Chaque matin, pendant les journées suivantes, le 2e, le 3e jour, etc., jusqu'au 15e jour , la mobilisation fut ainsi publiée.
L'animation est considérable pendant cette journée du dimanche. Le soldat réserviste a consulté sur son livret le fascicule de mobilisation, il a lu :
"M....devra partir le 1er jour ." Et le premier jour, il est parti avec sa provision de vivres pour 24 heures. Ils sont 56 de Lalley, qui du 1er au 10e jour, doivent gagner leur corps d'affectation.

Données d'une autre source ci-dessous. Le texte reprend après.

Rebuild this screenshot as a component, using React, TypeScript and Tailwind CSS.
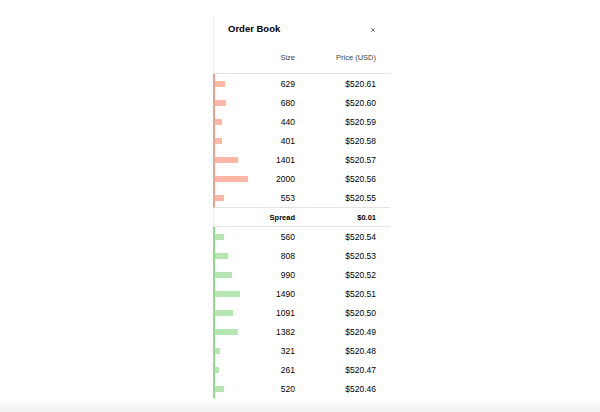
import { X } from 'lucide-react';

const asks = [
  { size: 629, price: '$520.61' },
  { size: 680, price: '$520.60' },
  { size: 440, price: '$520.59' },
  { size: 401, price: '$520.58' },
  { size: 1401, price: '$520.57' },
  { size: 2000, price: '$520.56' },
  { size: 553, price: '$520.55' },
];

const bids = [
  { size: 560, price: '$520.54' },
  { size: 808, price: '$520.53' },
  { size: 990, price: '$520.52' },
  { size: 1490, price: '$520.51' },
  { size: 1091, price: '$520.50' },
  { size: 1382, price: '$520.49' },
  { size: 321, price: '$520.48' },
  { size: 261, price: '$520.47' },
  { size: 520, price: '$520.46' },
];

function Row({ size, price, side }: { size: number; price: string; side: 'ask' | 'bid' }) {
  return (
    <div className="h-[19px] flex items-center pr-[14px] pt-[1px]">
      <div className="flex-1 flex items-center">
        <div
          className={`h-[6px] ${side === 'ask' ? 'bg-[#fcb7a7]' : 'bg-[#b6e6b2]'}`}
          style={{ width: `${size / 60}px` }}
        />
      </div>
      <span className="text-right">{size}</span>
      <span className="w-[81px] text-right">{price}</span>
    </div>
  );
}

export default function App() {
  return (
    <div
      className="w-[600px] h-[412px] bg-white flex flex-col text-black"
      style={{ fontFamily: '"Liberation Sans", Arial, sans-serif' }}
    >
      <div className="flex-1 pt-[16px]">
        <div className="ml-[213px] w-[177px] text-[8.5px]">
          {/* Title */}
          <div className="h-[26px] border-l border-[#ececec] flex items-center justify-between pl-[14px] pr-[14px] pt-[1px]">
            <span className="text-[9.5px] font-bold">Order Book</span>
            <X className="w-[6px] h-[6px] text-[#444]" strokeWidth={3} />
          </div>

          {/* Column headers */}
          <div className="h-[32px] border-l border-[#ececec] border-b border-b-[#e4e4e4] flex items-center pr-[14px] text-[7.5px] text-[#444] font-medium pt-[1px]">
            <span className="flex-1 text-right">Size</span>
            <span className="w-[81px] text-right">Price (USD)</span>
          </div>

          {/* Asks */}
          <div className="border-l-2 border-[#e6a392] border-b border-b-[#e4e4e4]">
            {asks.map((a) => (
              <Row key={a.price} size={a.size} price={a.price} side="ask" />
            ))}
          </div>

          {/* Spread */}
          <div className="h-[19px] border-l border-[#ececec] border-b border-b-[#e4e4e4] flex items-center pr-[14px] font-bold text-[7.5px] pt-[1px]">
            <span className="flex-1 text-right">Spread</span>
            <span className="w-[81px] text-right">$0.01</span>
          </div>

          {/* Bids */}
          <div className="border-l-2 border-[#92d88e]">
            {bids.map((b) => (
              <Row key={b.price} size={b.size} price={b.price} side="bid" />
            ))}
          </div>
        </div>
      </div>
      <div className="h-[13px] bg-gradient-to-b from-white to-[#f1f1f1]" />
    </div>
  );
}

Les départs s'effectue avec une régularité, une précision tenant de la mécanique. Sur la place publique, - une espèce de petit forum, je vous prie de me croire - dès le matin, au café du Cercle ou au café FAZENDE, dans l'après-midi, on s'entretient des faits publiés par les journaux, de l'hypocrisie Allemande, de l'invasion de la Belgique, et se sont les mêmes propos de courage et d'espoir, mais sans la moindre note de forfanterie.
Au départ des maris, les femmes pleurent. Ce sont des travailleuses, des fleurs de pleine terre, qui perdent beaucoup dans ces départs de leurs chers hommes ; mais elles espèrent que l'exode sera de courte durée. On les console ; elles regagnent leurs demeures un peu calmées. "Ah ! coquins, , disent-elles, ils nous paieront ça !..." On comprend bien que les coquins ne sont pas les habitants du village qui restent ; ce sont ceux qui on mis l'Europe à feu et à sang dont les hordes se précipitent en ce moment sur la Belgique, en attendant le jour où elles violeront nos propres frontières. C'est ainsi qu'au passage du courrier de Tréminis à la gare de Saint-Maurice-en-Trièves, on assiste, vers 5 heures du matin, à des scènes tristes, impressionnantes, - quelques fois gaies, le caractère français ne perdant jamais ses droits. Ces adieux mélés de pleurs vous remuent, tout de même, jusqu'au tréfonds de l'âme; on les admire, ils réconfortent et on ne les oubliera jamais.
Publié dans le Dauphiné du 11 octobre 1914.